The building was commissioned to replace the old 19th century town hall, which had been built for the Poulton, Bare and Torrisholme Local Board of Health, on Morecambe Street. The device of a three-masted ship in full sail, which had been used by Morecambe Corporation, still appears on the front of the old building.

The foundation stone for the new building was laid on 7 August 1931. The new building, which was designed by Alfred Cross and his son, Kenneth Cross, in the Neoclassical style and built by local builders Edmondson Brothers at a cost of £40,000, was officially opened Sir Maurice Jenks, the Lord Mayor of London, on 7 June 1932. Jenks arrived by air from Croydon Aerodrome and the ceremony was broadcast to radio listeners. The design for the town hall featured a large mosaic set into the terrazzo marble flooring in the entrance hall bearing the town crest "Beauty surrounds, health abounds".

The town hall became the headquarters of Municipal Borough of Morecambe and Heysham on completion and, although the borough amalgamated with the Municipal Borough of Lancaster in 1974, because of the ample size of the council chamber at Morecambe, meetings of the full council of the City of Lancaster have been held in Morecambe Town Hall ever since. The shallow pyramidal glazed roof was restored in the 1980s.

An archway, which had formed an entrance to old Poulton Hall and had been removed to the Morecambe Town Hall site in 1932, was returned to its original location on Poulton Road in 1997. The town hall became a listed building in November 2001 after a campaign by local historians.

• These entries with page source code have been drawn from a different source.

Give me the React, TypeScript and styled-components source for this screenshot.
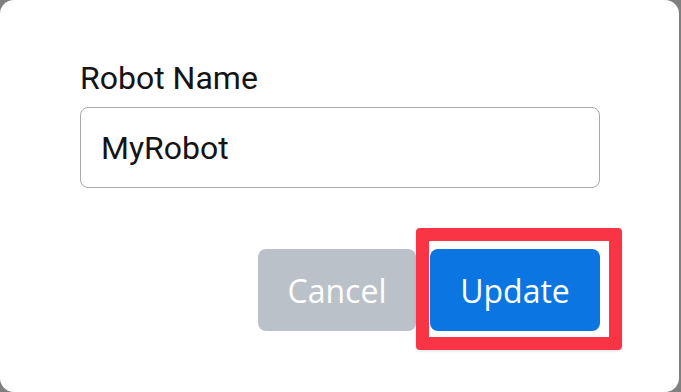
import React from 'react';
import styled, { createGlobalStyle } from 'styled-components';

const GlobalStyle = createGlobalStyle`
  html, body {
    margin: 0;
    padding: 0;
    background: #7f7f7f;
  }
  * {
    box-sizing: border-box;
  }
`;

const Dialog = styled.div`
  width: 679px;
  height: 392px;
  background: #ffffff;
  border-radius: 14px;
  padding: 59px 79px 0 80px;
  display: flex;
  flex-direction: column;
`;

const Label = styled.label`
  font-family: Roboto, "Liberation Sans", sans-serif;
  font-size: 32px;
  line-height: 38px;
  color: #141414;
`;

const NameInput = styled.input`
  margin-top: 10px;
  height: 81px;
  width: 100%;
  border: 1.5px solid #a9a9a9;
  border-radius: 8px;
  padding: 0 20px;
  font-family: Roboto, "Liberation Sans", sans-serif;
  font-size: 32px;
  color: #141414;
  background: #ffffff;
  outline: none;
`;

const Actions = styled.div`
  margin-top: 61px;
  display: flex;
  justify-content: flex-end;
  gap: 14px;
`;

const Button = styled.button<{ $primary?: boolean }>`
  height: 82px;
  width: ${p => (p.$primary ? 170 : 158)}px;
  padding: 0;
  border: none;
  border-radius: 8px;
  font-family: "Open Sans", "Noto Sans", sans-serif;
  font-size: 32px;
  color: #ffffff;
  background: ${p => (p.$primary ? '#0b76e1' : '#bac1c8')};
  cursor: pointer;
`;

const Highlight = styled.div`
  position: relative;
  display: flex;
`;

/* annotation frame drawn over the update button */
const Frame = styled.div`
  position: absolute;
  left: -14px;
  top: -21px;
  right: -22px;
  bottom: -19px;
  border: 13.5px solid #f93444;
  border-radius: 4px;
  box-shadow: 0 1px 3px rgba(0, 0, 0, 0.12);
  pointer-events: none;
`;

export default function App() {
  return (
    <>
      <GlobalStyle />
      <Dialog>
        <Label htmlFor="robot-name">Robot Name</Label>
        <NameInput id="robot-name" defaultValue="MyRobot" />
        <Actions>
          <Button>Cancel</Button>
          <Highlight>
            <Button $primary>Update</Button>
            <Frame />
          </Highlight>
        </Actions>
      </Dialog>
    </>
  );
}
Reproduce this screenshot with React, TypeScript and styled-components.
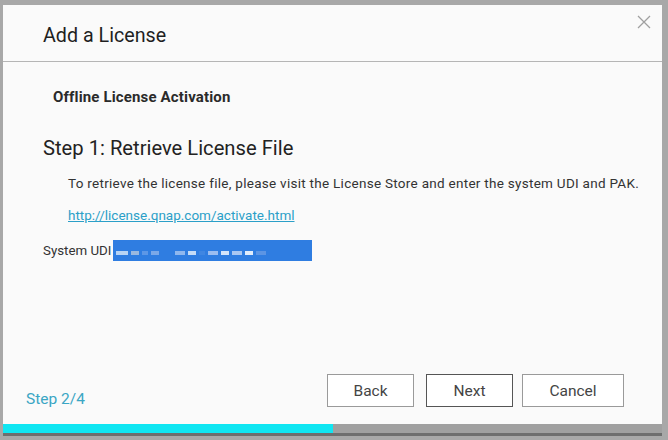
import React from "react";
import styled, { createGlobalStyle } from "styled-components";

const Global = createGlobalStyle`
  html, body { margin: 0; padding: 0; }
  body {
    width: 668px; height: 440px; overflow: hidden;
    background: #a3a3a3;
    font-family: Roboto, "Noto Sans", "Liberation Sans", sans-serif;
  }
`;

const Frame = styled.div`
  width: 668px;
  height: 440px;
  box-sizing: border-box;
  padding: 5px 6px 4px 3px;
  display: flex;
  background: #a8a8a8;
`;

const Dialog = styled.div`
  flex: 1;
  min-width: 0;
  display: flex;
  flex-direction: column;
  background: #fafafa;
  border-bottom: 3px solid #6e6e6e;
`;

const Header = styled.div`
  height: 56px;
  display: flex;
  align-items: center;
  padding: 0 14px 0 40px;
  border-bottom: 1px solid #b5b5b5;
  position: relative;
`;

const Title = styled.div`
  font-size: 19.7px;
  color: #1f1f1f;
  padding-top: 4px;
`;

const Close = styled.button`
  position: absolute;
  right: 10px;
  top: 9px;
  width: 16px;
  height: 16px;
  padding: 0;
  border: none;
  background: none;
  display: flex;
`;

const Body = styled.div`
  flex: 1;
  min-width: 0;
  display: flex;
  flex-direction: column;
  padding: 26px 20px 0 40px;
`;

const Section = styled.div`
  font-size: 15px;
  font-weight: 700;
  color: #2a2a2a;
  padding-left: 10px;
  line-height: 18px;
  letter-spacing: 0.15px;
`;

const StepTitle = styled.div`
  font-size: 20.2px;
  color: #222;
  margin-top: 30px;
  line-height: 24px;
`;

const Para = styled.div`
  font-size: 13.5px;
  color: #333;
  margin-top: 15px;
  padding-left: 25px;
  line-height: 16px;
  letter-spacing: 0.28px;
  white-space: nowrap;
`;

const Link = styled.a`
  font-size: 13.5px;
  color: #2b9fc8;
  text-decoration: underline;
  margin-top: 16px;
  margin-left: 25px;
  line-height: 16px;
  align-self: flex-start;
`;

const UdiRow = styled.div`
  display: flex;
  align-items: center;
  gap: 2px;
  margin-top: 17px;
  font-size: 13.3px;
  color: #333;
`;

const UdiBox = styled.div`
  width: 199px;
  height: 21px;
  background: #2f7de1;
  display: flex;
  align-items: center;
  gap: 3px;
  padding-left: 3px;
  box-sizing: border-box;
`;

const Blip = styled.span<{ $w: number; $c: string }>`
  display: inline-block;
  width: ${(p) => p.$w}px;
  height: 4px;
  background: ${(p) => p.$c};
  margin-top: 4px;
`;

const Footer = styled.div`
  height: 50px;
  display: flex;
  align-items: flex-start;
  justify-content: space-between;
  padding: 0 38px 0 23px;
`;

const StepLabel = styled.div`
  font-size: 15.5px;
  color: #3aa6c4;
  margin-top: 16px;
`;

const Buttons = styled.div`
  display: flex;
  gap: 12px;
`;

const Btn = styled.button<{ $w: number; $primary?: boolean; $gap?: number }>`
  width: ${(p) => p.$w}px;
  height: 33px;
  margin-left: ${(p) => p.$gap ?? 0}px;
  background: #fff;
  border: 1px solid ${(p) => (p.$primary ? "#555" : "#9a9a9a")};
  font-family: Roboto, "Noto Sans", sans-serif;
  font-size: 15.5px;
  color: #444;
  padding: 0;
`;

const Progress = styled.div`
  height: 9px;
  display: flex;
  background: #a0a0a0;
`;

const Fill = styled.div`
  height: 100%;
  background: #10e6f2;
`;

const blips: [number, string][] = [
  [12, "#b8d4f4"], [8, "#9ab8df"], [6, "#5d97e6"], [8, "#7aa8e8"], [10, "#2f7de1"], [10, "#8fb7ee"],
  [8, "#c5dcf7"], [6, "#3f86e2"], [10, "#9bbdf0"], [8, "#d3e4fa"], [10, "#a9c7f2"], [8, "#e0ecfb"], [10, "#5c95e4"],
];

export default function App() {
  return (
    <>
      <Global />
      <Frame>
        <Dialog>
          <Header>
            <Title>Add a License</Title>
            <Close aria-label="close">
              <svg width="16" height="16" viewBox="0 0 16 16">
                <path d="M2 2 L14 14 M14 2 L2 14" stroke="#a0a0a0" strokeWidth="1.3" fill="none" />
              </svg>
            </Close>
          </Header>
          <Body>
            <Section>Offline License Activation</Section>
            <StepTitle>Step 1: Retrieve License File</StepTitle>
            <Para>
              To retrieve the license file, please visit the License Store and enter the system UDI and PAK.
            </Para>
            <Link href="#">http://license.qnap.com/activate.html</Link>
            <UdiRow>
              System UDI
              <UdiBox>
                {blips.map(([w, c], i) => (
                  <Blip key={i} $w={w} $c={c} />
                ))}
              </UdiBox>
            </UdiRow>
          </Body>
          <Footer>
            <StepLabel>Step 2/4</StepLabel>
            <Buttons>
              <Btn $w={87}>Back</Btn>
              <Btn $w={87} $primary>Next</Btn>
              <Btn $w={102} $gap={-3}>Cancel</Btn>
            </Buttons>
          </Footer>
          <Progress>
            <Fill style={{ width: `${(330 / 659) * 100}%` }} />
          </Progress>
        </Dialog>
      </Frame>
    </>
  );
}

The town hall was the venue for celebrations when Morecambe F.C. were promoted to the Football League in 2007 for the first time in their history after winning the Conference Playoff Final, beating Exeter City 2–1 at Wembley on 20 May 2007, in front of over 40,000 fans. A reception for the team and its manager was held at the town hall. The ship's bell and other memorabilia from the frigate HMS Morecambe Bay, which saw action in the early 1950s during the Korean War, were presented by the Morecambe Bay Association and put on display at the town hall in spring 2013.